The Institute of Geology and the Academy of Science of Turkmenistan extended an invitation to Dr. Dennis Swift of the Dinosaur Institute to cooperate in a joint effort in the scientific study of these important sites. All papers, photos, and research of the Institute of Geology have been made available to Dr. Swift. He was also invited by the Koughitang Village Elder to return in April of 2001 with the promise that the elder would escort him to another dinosaur plateau by horseback. This plateau has never been seen by anyone outside of the few people in the village. No scientist has ever been there. This was the way the village chose to honor the author.

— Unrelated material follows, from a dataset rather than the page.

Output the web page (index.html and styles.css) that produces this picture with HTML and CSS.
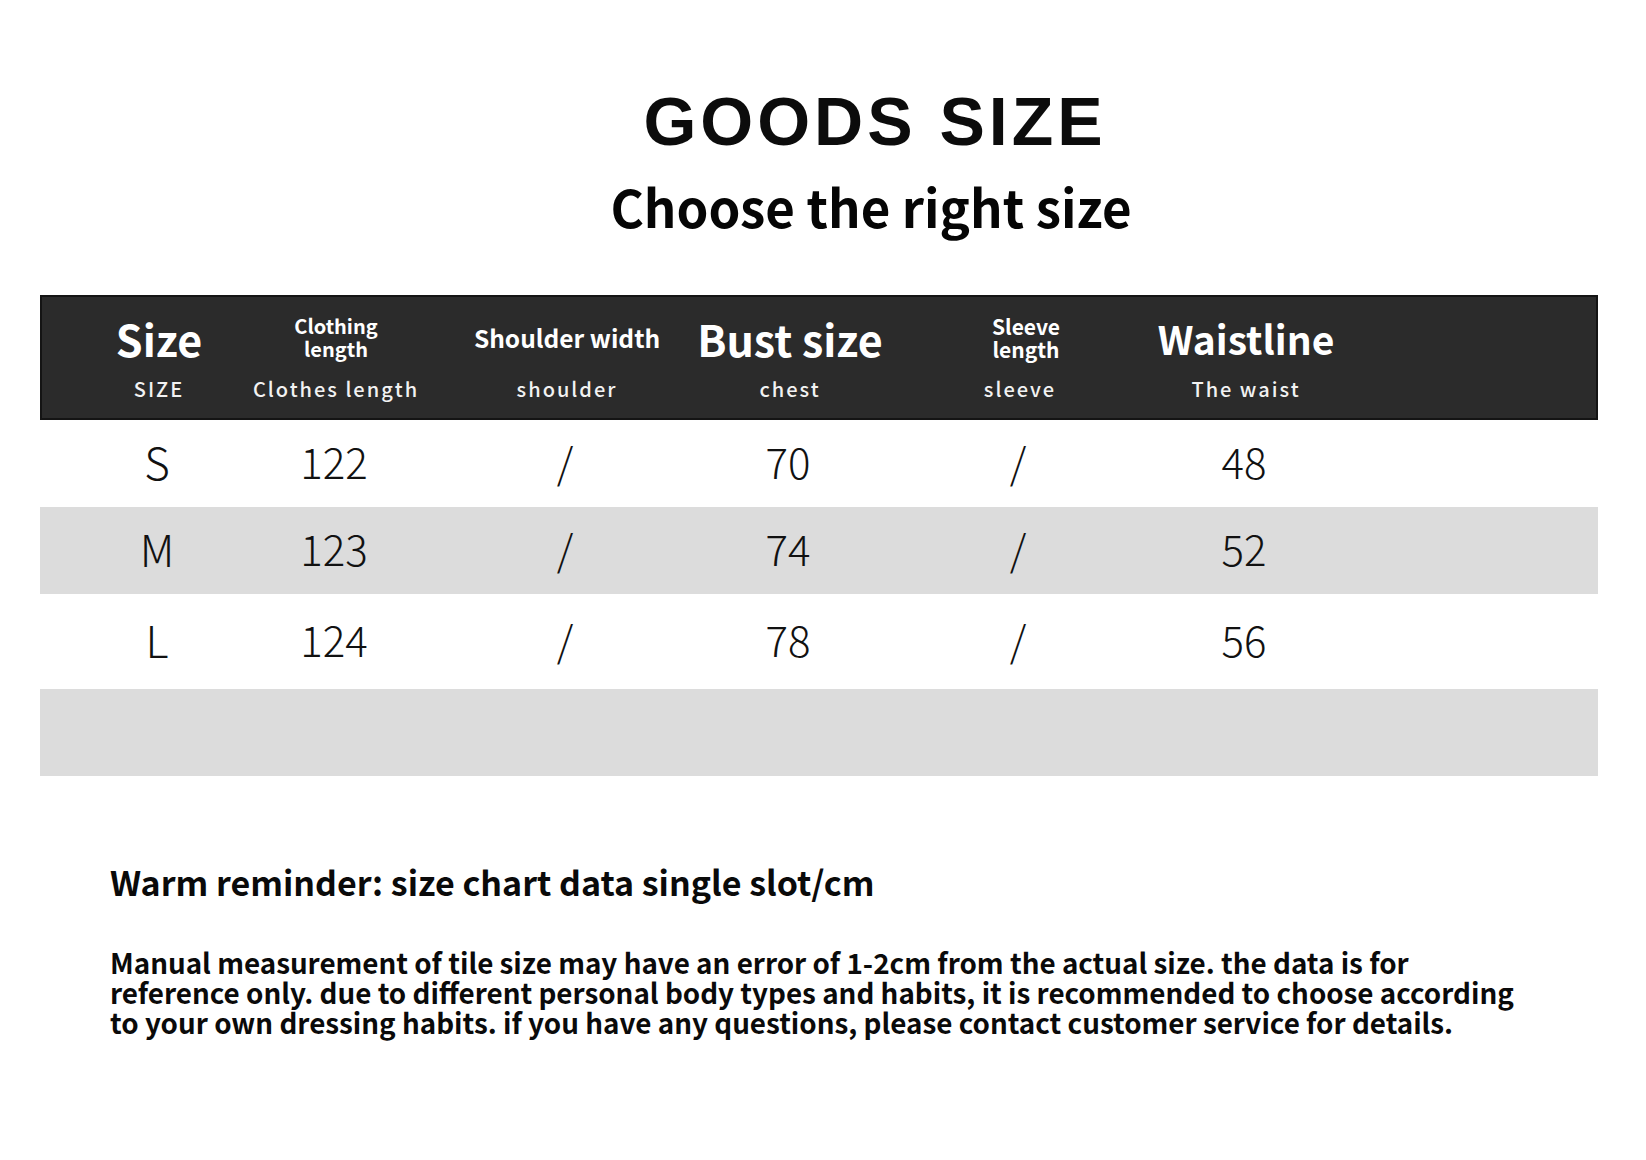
FILE: index.html
```html
<!DOCTYPE html>
<html lang="en">
<head>
<meta charset="utf-8">
<title>Goods Size</title>
<link rel="stylesheet" href="styles.css">
</head>
<body>
<div class="page">
  <header class="titles">
    <h1 class="title">GOODS SIZE</h1>
    <h2 class="subtitle">Choose the right size</h2>
  </header>

  <section class="chart">
    <div class="head">
      <div class="hcell c1"><div class="htop"><span class="big">Size</span></div><div class="hsub">SIZE</div></div>
      <div class="hcell c2"><div class="htop"><span class="small">Clothing<br>length</span></div><div class="hsub">Clothes length</div></div>
      <div class="hcell c3"><div class="htop"><span class="mid">Shoulder width</span></div><div class="hsub">shoulder</div></div>
      <div class="hcell c4"><div class="htop"><span class="big">Bust size</span></div><div class="hsub">chest</div></div>
      <div class="hcell c5"><div class="htop"><span class="small sleeve">Sleeve<br>length</span></div><div class="hsub">sleeve</div></div>
      <div class="hcell c6"><div class="htop"><span class="big waist">Waistline</span></div><div class="hsub">The waist</div></div>
    </div>

    <div class="row">
      <div class="cell c1">S</div><div class="cell c2">122</div><div class="cell c3">/</div><div class="cell c4">70</div><div class="cell c5">/</div><div class="cell c6">48</div>
    </div>
    <div class="row gray">
      <div class="cell c1">M</div><div class="cell c2">123</div><div class="cell c3">/</div><div class="cell c4">74</div><div class="cell c5">/</div><div class="cell c6">52</div>
    </div>
    <div class="row tall">
      <div class="cell c1">L</div><div class="cell c2">124</div><div class="cell c3">/</div><div class="cell c4">78</div><div class="cell c5">/</div><div class="cell c6">56</div>
    </div>
    <div class="row gray"></div>
  </section>

  <section class="notes">
    <p class="reminder">Warm reminder: size chart data single slot/cm</p>
    <p class="detail">Manual measurement of tile size may have an error of 1-2cm from the actual size. the data is for<br>reference only. due to different personal body types and habits, it is recommended to choose according<br>to your own dressing habits. if you have any questions, please contact customer service for details.</p>
  </section>
</div>
</body>
</html>
```

FILE: styles.css
```css
* { box-sizing: border-box; }
html, body { margin: 0; padding: 0; background: #ffffff; }
body { font-family: "Noto Sans CJK SC", "Noto Sans", sans-serif; color: #111; }

.page { width: 1646px; height: 1160px; padding-top: 85px; }

.titles { display: flex; flex-direction: column; align-items: center; padding-left: 96px; }
.title {
  margin: 0 0 0 8px; font-family: "Liberation Sans", Arial, sans-serif; font-weight: 700;
  font-size: 68px; line-height: 72px; letter-spacing: 4px; color: #0c0c0c;
}
.subtitle {
  margin: 20px 0 0; font-weight: 700; font-size: 51px; line-height: 59px; color: #050505;
}

.chart { margin: 59px 48px 0 40px; width: 1558px; }

.head {
  display: grid; grid-template-columns: 44px 146px 208px 254px 192px 268px 184px;
  height: 125px; background: #2b2b2b; border: 2px solid #141414; color: #fff;
  padding-top: 8px;
}
.head .c1 { grid-column: 2; }
.hcell { display: flex; flex-direction: column; align-items: center; }
.htop { height: 66px; display: flex; align-items: center; justify-content: center; text-align: center; white-space: nowrap; }
.big { font-weight: 700; font-size: 43px; line-height: 46px; }
.big.waist { font-size: 39px; }
.small { font-weight: 700; font-size: 20px; line-height: 23px; margin-bottom: 3px; }
.small.sleeve { font-size: 21px; position: relative; left: 6px; margin-bottom: 1px; }
.mid { font-weight: 700; font-size: 24.5px; margin-bottom: 2px; }
.hsub { margin-top: 6px; font-size: 20px; line-height: 24px; letter-spacing: 2px; font-weight: 500; color: #f2f2f2; white-space: nowrap; }

.row {
  display: grid; grid-template-columns: 44px 146px 208px 254px 192px 268px 184px;
  height: 87px; align-items: center;
}
.row .c1 { grid-column: 2; }
.row.tall { height: 95px; }
.row.gray { background: #dcdcdc; }
.cell { text-align: center; font-size: 42px; font-weight: 300; color: #111; padding-bottom: 6px; }
.row .c1 { font-size: 44px; }

.notes { padding: 86px 0 0 110px; }
.reminder { margin: 0; font-weight: 700; font-size: 34px; line-height: 40px; color: #0a0a0a; }
.detail { margin: 45px 0 0; font-weight: 700; font-size: 27.8px; line-height: 30px; color: #0a0a0a; }
```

The implications of these discoveries are staggering: that human and dinosaur footprints are together at 2 sites is a pedestal smashing blow to evolutionism; the fact that Russian and Turkmenistan scientists have identified the human footprints is evidence that is hard to dismiss; another decisive blow to evolutionary theory are the goat tracks with human and dinosaur tracks. All these tracks are in the same Jurassic layer supposedly 200 million years old. This evidence wrecks the flimsy evolutionary time scale and would make any paleontologist pale.
The Dinosaur Institute seeks to boldly go where no man has gone before to bring back evidence that supports special creation.